## The task
Sift the listing for lines that hold the string "screenshot" and pull them out.

## Dataset entries
===

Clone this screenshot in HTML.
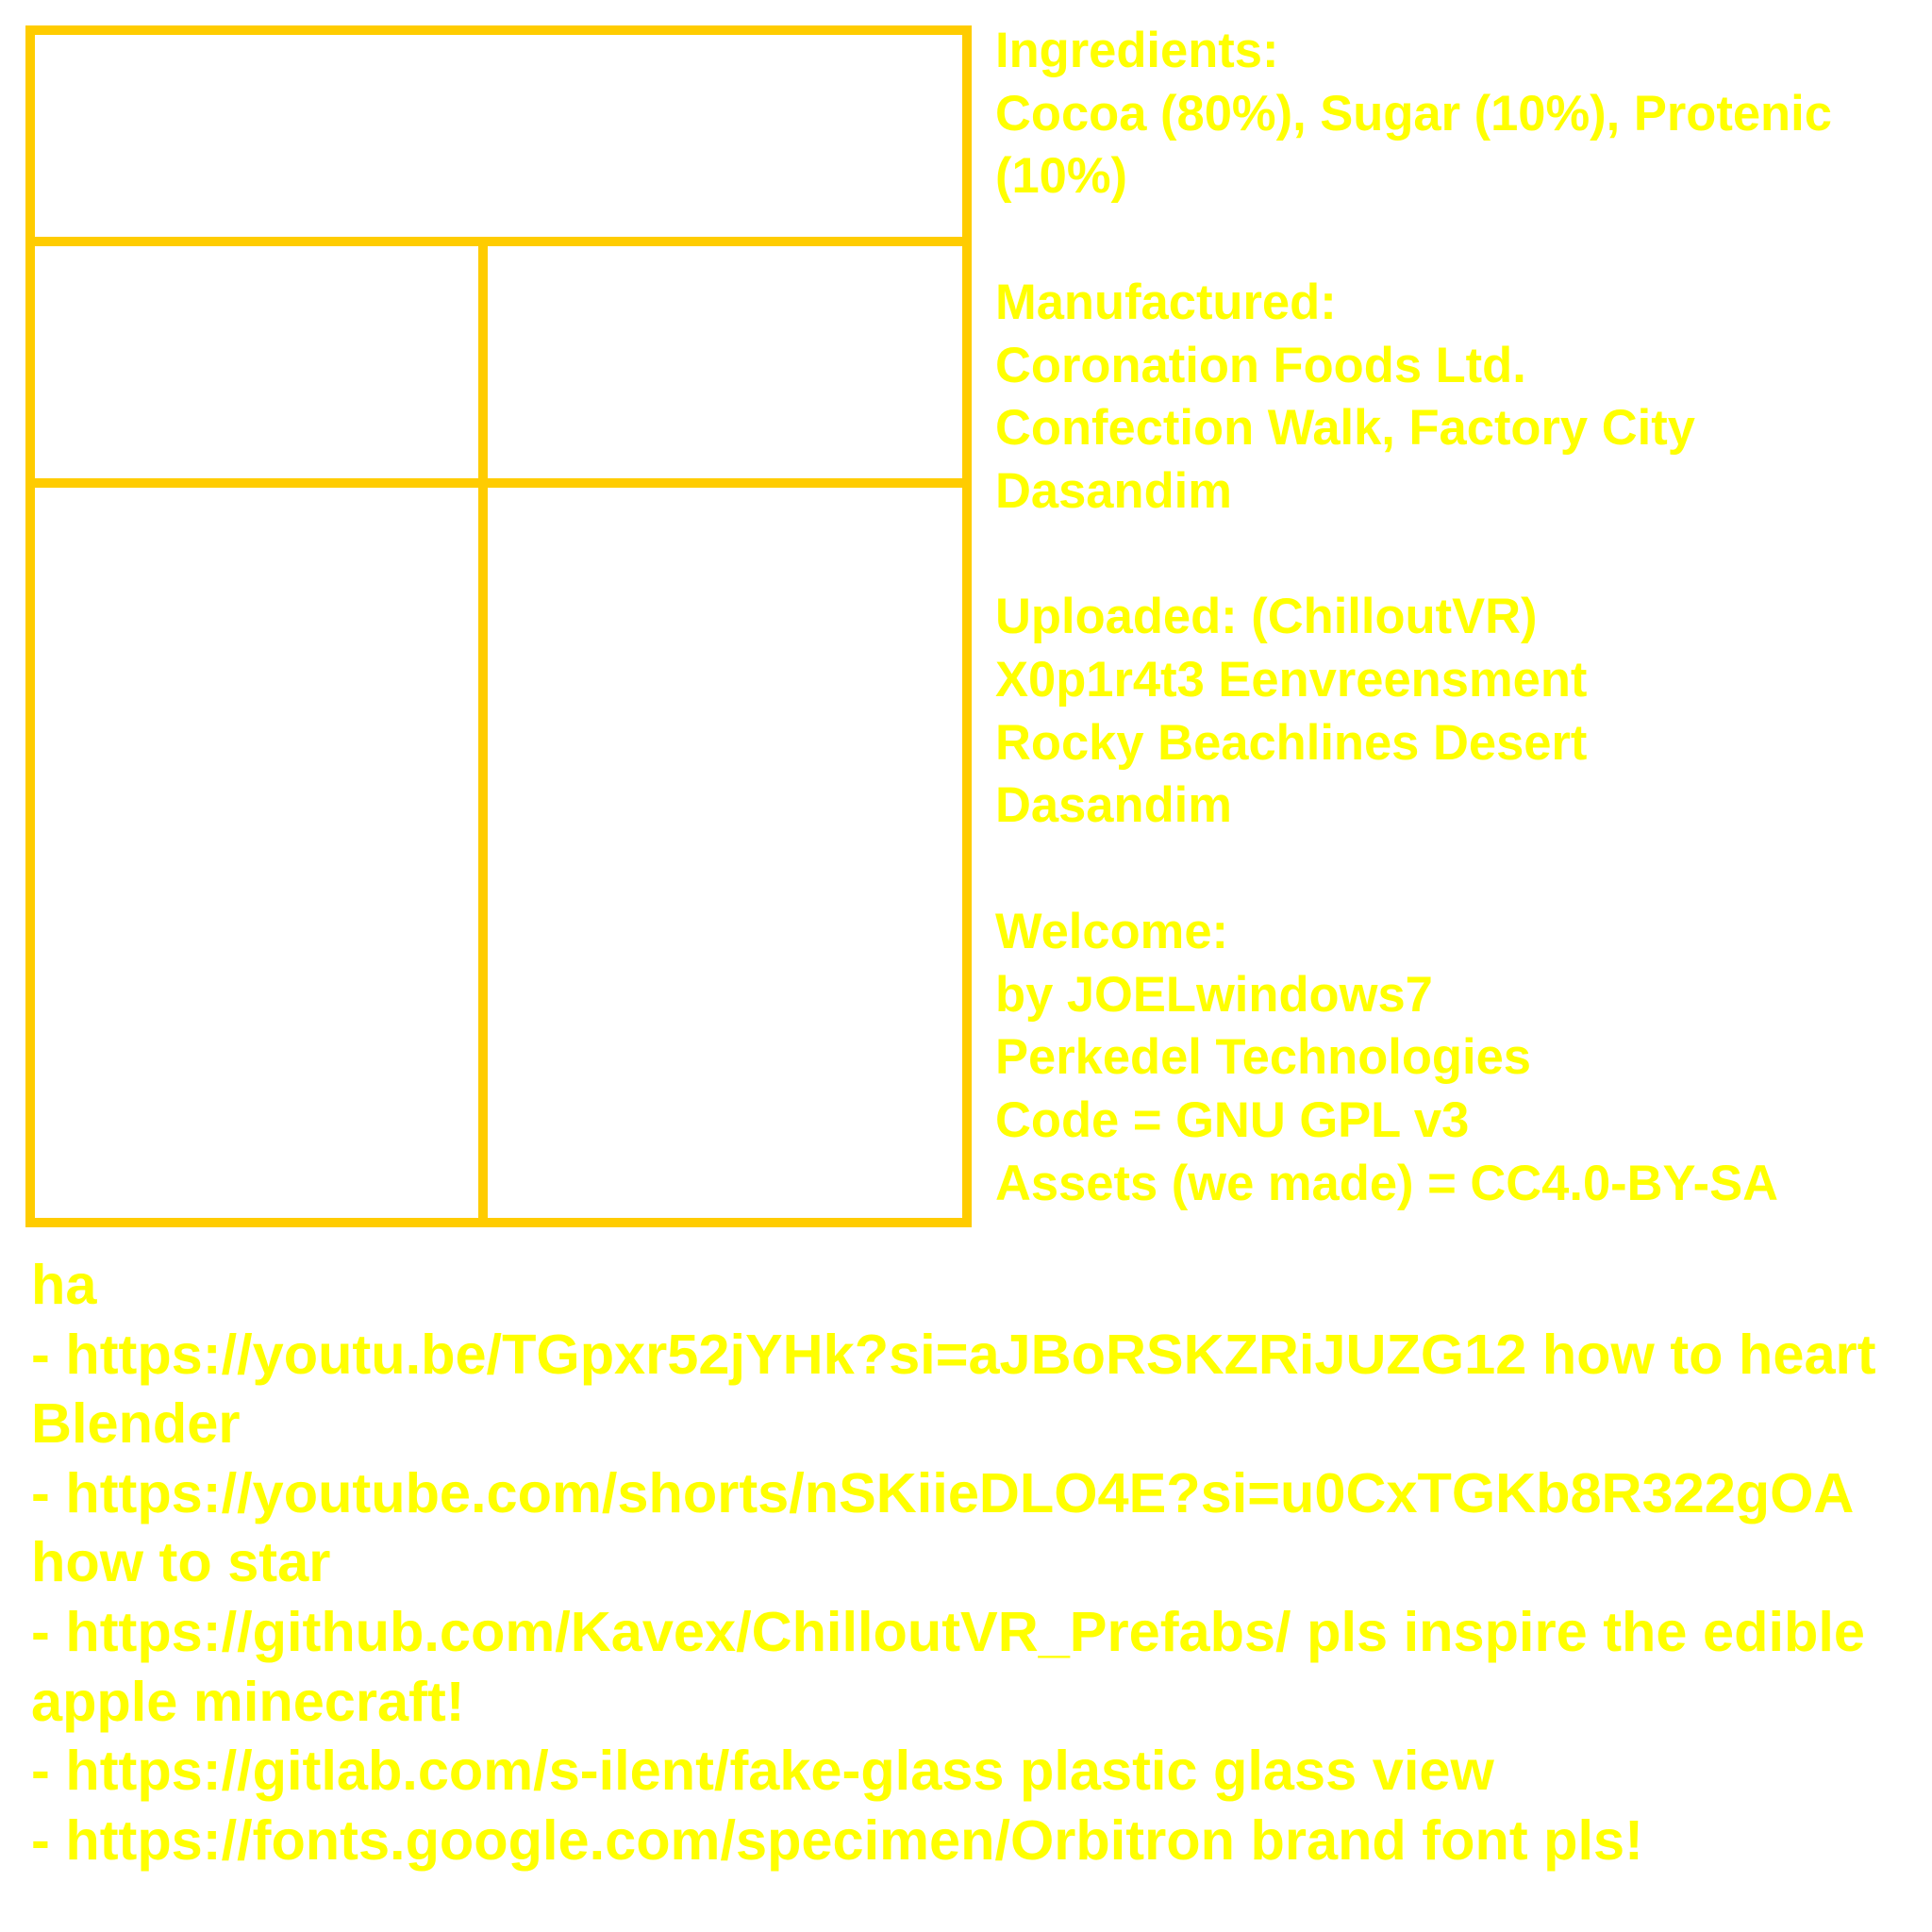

===

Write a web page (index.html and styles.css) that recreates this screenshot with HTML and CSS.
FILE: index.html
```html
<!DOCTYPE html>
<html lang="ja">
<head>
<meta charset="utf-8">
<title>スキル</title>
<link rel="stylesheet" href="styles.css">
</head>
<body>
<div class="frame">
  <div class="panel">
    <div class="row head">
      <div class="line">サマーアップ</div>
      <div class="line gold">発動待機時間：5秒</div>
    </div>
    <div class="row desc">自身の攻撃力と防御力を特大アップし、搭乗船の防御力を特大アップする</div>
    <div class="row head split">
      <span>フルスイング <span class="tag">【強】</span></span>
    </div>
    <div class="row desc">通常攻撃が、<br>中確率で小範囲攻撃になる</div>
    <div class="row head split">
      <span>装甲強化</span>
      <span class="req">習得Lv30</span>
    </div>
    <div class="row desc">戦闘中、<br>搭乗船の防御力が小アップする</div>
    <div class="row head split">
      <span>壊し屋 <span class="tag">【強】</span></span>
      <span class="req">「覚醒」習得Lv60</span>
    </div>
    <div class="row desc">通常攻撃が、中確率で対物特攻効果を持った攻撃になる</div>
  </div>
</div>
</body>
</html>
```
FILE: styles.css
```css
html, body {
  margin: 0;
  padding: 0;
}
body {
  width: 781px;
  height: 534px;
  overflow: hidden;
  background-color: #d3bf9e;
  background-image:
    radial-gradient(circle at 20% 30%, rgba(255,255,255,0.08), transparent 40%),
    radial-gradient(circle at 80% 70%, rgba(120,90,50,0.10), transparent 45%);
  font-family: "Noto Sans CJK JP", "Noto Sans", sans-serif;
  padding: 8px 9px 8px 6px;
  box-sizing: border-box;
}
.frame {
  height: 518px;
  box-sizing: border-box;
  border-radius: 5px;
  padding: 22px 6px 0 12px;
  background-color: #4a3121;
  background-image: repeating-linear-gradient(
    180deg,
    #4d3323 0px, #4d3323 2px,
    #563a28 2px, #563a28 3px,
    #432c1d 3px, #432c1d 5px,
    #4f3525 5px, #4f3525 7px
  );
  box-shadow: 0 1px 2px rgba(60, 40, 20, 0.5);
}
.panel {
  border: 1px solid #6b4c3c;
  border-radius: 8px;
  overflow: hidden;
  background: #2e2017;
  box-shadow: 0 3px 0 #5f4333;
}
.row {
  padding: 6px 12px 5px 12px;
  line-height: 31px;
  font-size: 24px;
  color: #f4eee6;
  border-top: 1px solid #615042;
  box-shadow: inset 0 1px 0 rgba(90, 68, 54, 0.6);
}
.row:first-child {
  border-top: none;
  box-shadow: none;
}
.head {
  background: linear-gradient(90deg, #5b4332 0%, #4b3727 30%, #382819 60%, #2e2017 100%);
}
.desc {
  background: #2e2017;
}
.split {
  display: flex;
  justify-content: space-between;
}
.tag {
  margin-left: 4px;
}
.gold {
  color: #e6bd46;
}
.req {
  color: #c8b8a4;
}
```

===

## Complete response
Clone this screenshot in HTML.
Write a web page (index.html and styles.css) that recreates this screenshot with HTML and CSS.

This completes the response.